● **SUPPLIED MATERIAL**
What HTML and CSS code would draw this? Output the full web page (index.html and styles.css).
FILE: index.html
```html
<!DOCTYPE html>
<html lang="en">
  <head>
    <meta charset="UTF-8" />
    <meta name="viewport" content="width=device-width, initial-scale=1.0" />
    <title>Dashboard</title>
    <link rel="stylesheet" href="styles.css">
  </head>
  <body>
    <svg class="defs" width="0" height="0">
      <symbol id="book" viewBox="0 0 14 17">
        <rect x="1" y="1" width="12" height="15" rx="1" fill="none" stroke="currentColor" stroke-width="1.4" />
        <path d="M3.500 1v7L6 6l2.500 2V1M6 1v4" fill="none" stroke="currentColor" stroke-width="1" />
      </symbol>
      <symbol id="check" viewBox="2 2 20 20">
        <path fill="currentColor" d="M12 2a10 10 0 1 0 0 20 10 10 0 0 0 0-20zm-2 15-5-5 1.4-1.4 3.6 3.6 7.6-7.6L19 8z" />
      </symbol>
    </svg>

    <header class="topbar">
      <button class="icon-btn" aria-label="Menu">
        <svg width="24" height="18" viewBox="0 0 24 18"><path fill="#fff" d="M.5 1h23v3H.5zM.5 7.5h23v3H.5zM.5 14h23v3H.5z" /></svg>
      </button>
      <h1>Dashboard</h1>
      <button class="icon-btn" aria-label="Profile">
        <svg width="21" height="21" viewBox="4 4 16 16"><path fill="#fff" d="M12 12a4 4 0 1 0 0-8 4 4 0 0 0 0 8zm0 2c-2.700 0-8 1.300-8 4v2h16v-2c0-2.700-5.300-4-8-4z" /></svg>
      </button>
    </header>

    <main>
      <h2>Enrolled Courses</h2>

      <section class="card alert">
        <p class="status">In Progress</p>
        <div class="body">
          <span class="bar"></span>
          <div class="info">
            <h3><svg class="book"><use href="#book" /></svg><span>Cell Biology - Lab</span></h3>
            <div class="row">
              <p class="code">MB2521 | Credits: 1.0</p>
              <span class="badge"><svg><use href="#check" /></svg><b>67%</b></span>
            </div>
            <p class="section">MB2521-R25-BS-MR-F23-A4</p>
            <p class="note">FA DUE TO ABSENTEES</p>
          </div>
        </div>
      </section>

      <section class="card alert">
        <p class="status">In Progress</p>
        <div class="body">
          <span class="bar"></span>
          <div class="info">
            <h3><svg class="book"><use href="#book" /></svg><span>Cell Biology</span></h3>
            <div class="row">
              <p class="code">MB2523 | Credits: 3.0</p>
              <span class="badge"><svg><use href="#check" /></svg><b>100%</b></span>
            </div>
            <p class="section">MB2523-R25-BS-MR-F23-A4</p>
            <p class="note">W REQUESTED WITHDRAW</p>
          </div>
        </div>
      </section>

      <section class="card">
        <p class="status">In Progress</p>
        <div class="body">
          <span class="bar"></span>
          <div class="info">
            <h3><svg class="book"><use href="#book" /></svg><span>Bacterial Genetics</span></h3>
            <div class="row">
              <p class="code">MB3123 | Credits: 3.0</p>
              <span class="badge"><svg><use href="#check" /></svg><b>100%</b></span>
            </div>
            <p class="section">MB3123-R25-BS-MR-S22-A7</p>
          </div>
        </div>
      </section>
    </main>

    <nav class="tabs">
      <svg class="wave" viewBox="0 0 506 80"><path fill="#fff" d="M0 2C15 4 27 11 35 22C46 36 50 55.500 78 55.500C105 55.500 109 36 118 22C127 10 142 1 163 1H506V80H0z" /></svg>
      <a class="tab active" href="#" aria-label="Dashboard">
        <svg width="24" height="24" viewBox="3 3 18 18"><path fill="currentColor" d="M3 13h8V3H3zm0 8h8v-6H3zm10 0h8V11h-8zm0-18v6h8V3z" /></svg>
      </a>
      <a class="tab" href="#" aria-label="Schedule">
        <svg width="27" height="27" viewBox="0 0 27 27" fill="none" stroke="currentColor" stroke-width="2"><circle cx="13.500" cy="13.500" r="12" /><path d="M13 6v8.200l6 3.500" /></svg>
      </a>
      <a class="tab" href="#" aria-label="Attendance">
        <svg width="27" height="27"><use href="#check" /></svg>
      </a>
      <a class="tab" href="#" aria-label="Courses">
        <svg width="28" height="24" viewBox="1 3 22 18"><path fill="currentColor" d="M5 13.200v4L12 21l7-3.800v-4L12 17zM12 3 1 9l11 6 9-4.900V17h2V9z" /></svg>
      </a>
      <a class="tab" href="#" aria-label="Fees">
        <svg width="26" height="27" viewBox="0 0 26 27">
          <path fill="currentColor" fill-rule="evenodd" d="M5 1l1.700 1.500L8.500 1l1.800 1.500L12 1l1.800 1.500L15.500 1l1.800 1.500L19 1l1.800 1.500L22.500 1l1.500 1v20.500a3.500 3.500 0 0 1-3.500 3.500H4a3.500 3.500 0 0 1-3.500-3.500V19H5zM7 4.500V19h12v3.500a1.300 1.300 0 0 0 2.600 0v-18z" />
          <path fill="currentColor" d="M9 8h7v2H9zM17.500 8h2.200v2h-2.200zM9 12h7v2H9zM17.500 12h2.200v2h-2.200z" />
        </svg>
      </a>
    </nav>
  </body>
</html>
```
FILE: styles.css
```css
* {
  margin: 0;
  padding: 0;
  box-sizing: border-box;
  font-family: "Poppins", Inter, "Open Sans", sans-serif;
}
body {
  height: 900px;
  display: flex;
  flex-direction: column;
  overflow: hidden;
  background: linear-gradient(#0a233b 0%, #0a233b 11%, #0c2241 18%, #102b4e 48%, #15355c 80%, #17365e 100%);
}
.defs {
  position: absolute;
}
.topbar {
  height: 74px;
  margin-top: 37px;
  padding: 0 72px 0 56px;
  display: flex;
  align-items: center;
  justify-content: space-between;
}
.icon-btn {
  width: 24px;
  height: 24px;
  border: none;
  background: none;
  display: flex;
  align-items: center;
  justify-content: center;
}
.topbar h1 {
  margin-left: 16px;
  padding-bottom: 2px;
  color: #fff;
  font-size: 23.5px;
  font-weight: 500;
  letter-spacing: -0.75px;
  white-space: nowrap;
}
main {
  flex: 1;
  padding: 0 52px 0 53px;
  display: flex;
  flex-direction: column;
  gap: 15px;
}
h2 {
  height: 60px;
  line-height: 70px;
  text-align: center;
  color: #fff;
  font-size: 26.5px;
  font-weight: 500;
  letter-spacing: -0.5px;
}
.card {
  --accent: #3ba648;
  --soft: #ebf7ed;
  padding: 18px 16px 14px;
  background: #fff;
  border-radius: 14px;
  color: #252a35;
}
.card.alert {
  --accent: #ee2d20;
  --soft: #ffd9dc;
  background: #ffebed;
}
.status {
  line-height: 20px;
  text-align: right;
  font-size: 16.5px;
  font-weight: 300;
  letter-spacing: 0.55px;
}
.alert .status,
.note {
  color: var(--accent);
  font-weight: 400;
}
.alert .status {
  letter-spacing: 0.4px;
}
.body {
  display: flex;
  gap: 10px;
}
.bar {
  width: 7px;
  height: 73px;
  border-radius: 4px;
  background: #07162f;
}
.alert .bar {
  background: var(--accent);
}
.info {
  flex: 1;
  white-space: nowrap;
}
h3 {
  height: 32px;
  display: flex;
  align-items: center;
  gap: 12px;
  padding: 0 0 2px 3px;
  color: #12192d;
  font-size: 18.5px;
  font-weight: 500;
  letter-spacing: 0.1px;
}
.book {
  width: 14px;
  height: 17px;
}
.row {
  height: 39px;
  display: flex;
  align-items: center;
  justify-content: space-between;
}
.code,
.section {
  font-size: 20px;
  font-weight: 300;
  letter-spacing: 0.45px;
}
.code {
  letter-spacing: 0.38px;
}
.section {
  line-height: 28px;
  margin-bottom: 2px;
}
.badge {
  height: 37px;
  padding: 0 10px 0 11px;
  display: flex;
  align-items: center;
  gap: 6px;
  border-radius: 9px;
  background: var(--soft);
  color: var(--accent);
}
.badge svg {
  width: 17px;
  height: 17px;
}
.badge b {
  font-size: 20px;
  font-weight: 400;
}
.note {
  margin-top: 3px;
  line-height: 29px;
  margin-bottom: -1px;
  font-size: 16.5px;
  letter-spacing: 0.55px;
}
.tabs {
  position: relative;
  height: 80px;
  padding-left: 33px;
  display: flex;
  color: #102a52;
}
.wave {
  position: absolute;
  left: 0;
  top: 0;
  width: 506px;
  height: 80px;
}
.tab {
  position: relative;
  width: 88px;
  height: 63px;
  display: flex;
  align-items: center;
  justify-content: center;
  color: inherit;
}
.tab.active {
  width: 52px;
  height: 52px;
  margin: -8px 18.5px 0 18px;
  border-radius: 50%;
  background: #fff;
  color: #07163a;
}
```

● **EXERCISE OBJECTIVE**
Check every line of the data above for the string "styles", and copy those that have it.

● **COMPLETED EXERCISE**
What HTML and CSS code would draw this? Output the full web page (index.html and styles.css).
    <link rel="stylesheet" href="styles.css">
FILE: styles.css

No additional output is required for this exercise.